The first cause of action in this second action is entitled "for fraud and misrepresentations. . . " The essential constituents of such a cause of action are a representation of a material fact, falsity, scienter, reliance, and injury or damage. ( 60A N.Y. Jur. 2d Fraud and Deceit § 14 ) Notwithstanding that counsel chose to entitle this cause of action "for fraud and misrepresentations," there was a complete failure to plead the cause of action with the requisite specificity. The thirty-four paragraphs setting forth the alleged cause of action are essentially incomprehensible. Even if there had been credible evidence of all the allegations contained therein, it would be impossible to conclude that a cause of action in fraud and misrepresentations had been established.
The second cause of action in the second action is styled "prima facie tort." An "action to recover damage for a 'prima facie tort' is, in effect, an action on the case, and damage is a necessary element of such a cause of action." (Brandt v. Winchell, 283 A.D. 338, 342 [1st Dept, 1954]) As noted in one of the causes of action in the first case, the books and records of the plaintiff such as they were, coupled with the absolutely incredible testimony of the plaintiff's accountant and plaintiff's president on the issue of employee compensation and tax status would have rendered any award of damages entirely speculative with no basis in the evidence at all. As such no finding on the issue of liability is necessary.
The third cause of action in the second action is entitled "for pursuit of negotiations in bad faith and for breach of agreement to release claims." This court is unaware of any cognizable cause of action in New York under this theory, and accordingly will not consider same. It appears to restate various allegations contained under other causes of action with the same alleged damages.
The fourth cause of action in the second action is for wrongful interference with plaintiff's actual or prospective business relations with its past and prospective customers. Although pled in almost incomprehensible language, the allegations as set forth in the complaint were not proved by a fair preponderance of the credible evidence.
The fifth cause of action (actually numbered as another fourth cause in the complaint) in the second action is "for breach of a promise repair(sic), for damages from negligent repairs and for failure to provide adequate security." This cause of action is pled in incomprehensible language and will not be considered by the court.
The sixth cause of action (numbered as the fifth cause in the complaint) is "for injunctive relief." The plaintiff has not established its entitlement to any of the requested relief sought therein. The court declines to issue any injunctive relief.
Turning to a consideration of the counterclaims in the second action, the first is "for tort for property damage to the roof and landlord's cesspool system." Inasmuch as there was no proof of the amount of damages concerning the roof and no proof that the plaintiff "intentionally clogged the plumbing of the landlord by releasing grease into it" as alleged in the complaint, there can be no recovery by the defendant.
The second counterclaim in the second action is "for negligence for improperly altering the roof." Again, there was no proof of the amount of damages concerning the roof. There is then an allegation that the plaintiff negligently released grease into the landlord's septic/cesspool system. However, inasmuch as there was no evidence to support any finding by the court that any such negligence, even if established, was the proximate cause of any injury to the landlord, there can be no recovery by the defendant.

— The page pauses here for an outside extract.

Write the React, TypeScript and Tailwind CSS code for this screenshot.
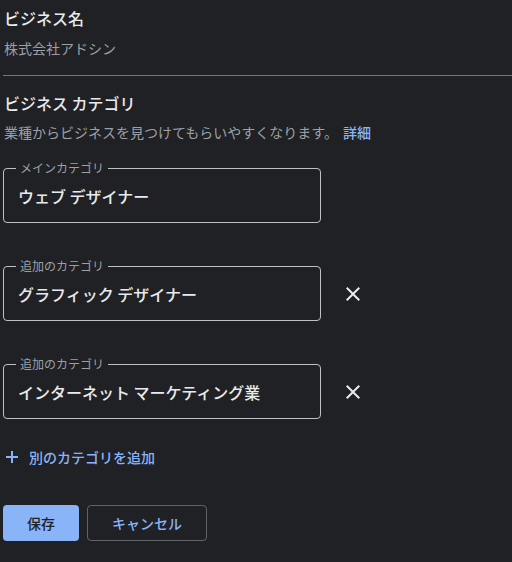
import React from "react";

const font = { fontFamily: '"Noto Sans CJK JP", Roboto, "Noto Sans", sans-serif' };

function CloseIcon() {
  return (
    <svg width="24" height="24" viewBox="0 0 24 24" fill="#e8eaed" aria-hidden="true">
      <path d="M19 6.41L17.59 5 12 10.59 6.41 5 5 6.41 10.59 12 5 17.59 6.41 19 12 13.41 17.59 19 19 17.59 13.41 12z" />
    </svg>
  );
}

function Field({ label, value }: { label: string; value: string }) {
  return (
    <fieldset className="w-[318px] rounded-[4px] border border-[#bdc1c6] px-3 pb-[6px]">
      <legend className="px-1 text-[12px] leading-4 text-[#9aa0a6]">{label}</legend>
      <div className="flex h-10 items-center pl-[2px] text-[16px] font-medium text-[#e8eaed]">{value}</div>
    </fieldset>
  );
}

export default function App() {
  return (
    <div className="min-h-[562px] w-[512px] bg-[#202124] pl-[3px] pt-[6px]" style={font}>
      <h2 className="pl-[1px] text-[16px] font-medium leading-6 text-[#e8eaed]">ビジネス名</h2>
      <p className="mt-2 pl-[1px] text-[14px] leading-5 text-[#9aa0a6]">株式会社アドシン</p>
      <div className="mt-[17px] h-px bg-[#70757a]" />
      <h2 className="mt-[15px] pl-[1px] text-[16px] font-medium leading-6 text-[#e8eaed]">ビジネス カテゴリ</h2>
      <p className="mt-[7px] pl-[1px] text-[14px] leading-5 text-[#9aa0a6]">
        業種からビジネスを見つけてもらいやすくなります。
        <a className="ml-[5px] font-medium text-[#8ab4f8]">詳細</a>
      </p>
      <div className="mt-[18px] flex flex-col gap-[35px]">
        <Field label="メインカテゴリ" value="ウェブ デザイナー" />
        <div className="flex items-start">
          <Field label="追加のカテゴリ" value="グラフィック デザイナー" />
          <button className="ml-5 mt-2 flex h-[55px] items-center">
            <CloseIcon />
          </button>
        </div>
        <div className="flex items-start">
          <Field label="追加のカテゴリ" value="インターネット マーケティング業" />
          <button className="ml-5 mt-2 flex h-[55px] items-center">
            <CloseIcon />
          </button>
        </div>
      </div>
      <button className="mt-[28px] flex h-5 items-center gap-[11px] pl-[3px] text-[14px] font-medium text-[#8ab4f8]">
        <svg width="12" height="12" viewBox="0 0 12 12" aria-hidden="true">
          <path d="M6 0v12M0 6h12" stroke="#8ab4f8" strokeWidth="2" />
        </svg>
        別のカテゴリを追加
      </button>
      <div className="mt-[38px] flex gap-2">
        <button className="h-9 rounded-[4px] bg-[#8ab4f8] px-6 text-[14px] font-medium text-[#202124]">保存</button>
        <button className="h-9 rounded-[4px] border border-[#5f6368] px-6 text-[14px] font-medium text-[#8ab4f8]">キャンセル</button>
      </div>
    </div>
  );
}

The third counterclaim in the second action is "for breach of contract for failure to pay for water used." This is identical to the fourth counterclaim in the amended answer in the first action, and for the identical reasons noted above there can be no recovery by the defendant.
The fourth counterclaim in the second action is for defamation of character. Apparently statements are attributed to both plaintiff's president, Martin Rubinstein, and plaintiff's attorney. At the outset it must be noted that plaintiff's attorney is not a party to the action, and accordingly no counterclaim for any statements made by plaintiff's attorney can be entertained. Proceeding on those statements directly attributed to Martin Rubinstein the second problem with the pleading is exposed. At the time of the interposition of the answer there were two named defendants, Monarch Holding Corporation (the owner of the property and therefore the landlord) and Louis Chrisomalis (president of the corporate owner). As noted above, during the pendency of the action by prior decision of the court dated March 7, 2006 (Jones, J.), the claims asserted by the plaintiff against the individual defendant were dismissed, but his individual counterclaim apparently survived. The counterclaim is pled so as to interchange "Chrisomalis" (or the pronouns 'him' and 'his') and "landlord." Apparently some statements allegedly defamed the corporate landlord and some allegedly defamed the individual Chrisomalis. Inasmuch as the only proof of the exact statements as alleged in the complaint was evidence that Rubinstein called Chrisomalis an "anti-Semite" and a "slumlord," and there was no real proof on the issue of damages, the court declines to make an award under this counterclaim.
The fifth counterclaim (numbered as the sixth counterclaim in the answer) in the second action is "for tortious interference with defendant's actual or prospective business relations with its past and prospective customers." There was no testimony by any of the defendant's past customers (tenants) that there had been any negative effects on their actual business relationship with defendant based upon any alleged interference by plaintiff. In fact they had nothing but good things to say about their business relationship with defendant. There was no damage established. And the only prospective business relationship testified to was Chrisomalis' testimony about a prospective tenant that backed out of a tenancy with only speculation as to why that prospective tenant chose not rent from defendant. Accordingly this counterclaim must fail.
Finally the court denies all claims for costs and sanctions including attorneys' fees based on allegations of frivolous conduct under NYCRR Part 130 Rules of the Chief Administrator. In pertinent part the rules provide:
". . . . . . . . Conduct is frivolous if:
(1) it is completely without merit in law and cannot be supported by a reasonable argument for an extension, modification or reversal of existing law;
(2) it is undertaken primarily to delay or prolong the resolution of the litigation, or to harass or maliciously injure another; or
3) it asserts material factual statements that are false." [ 22 NYCRR 130-1.1(c)]
The court cannot say that the conduct in this case, taken as a whole, was completely without merit in law, nor that it was undertaken "primarily "(emphasis added) to delay or prolong the resolution of the litigation. . . ., nor that it asserted material factual statements that were false.
What the court can say is that good motion practice under CPLR § 3211(7) would have resulted in either a narrowing of the issues for consideration, or pleadings constructed with greater clarity. And good trial practice would have substantially reduced the length of the trial. Finally, boorish and abusive behavior between attorneys never furthers the goal of reasoned discourse between adversaries. It has no place in the practice of law.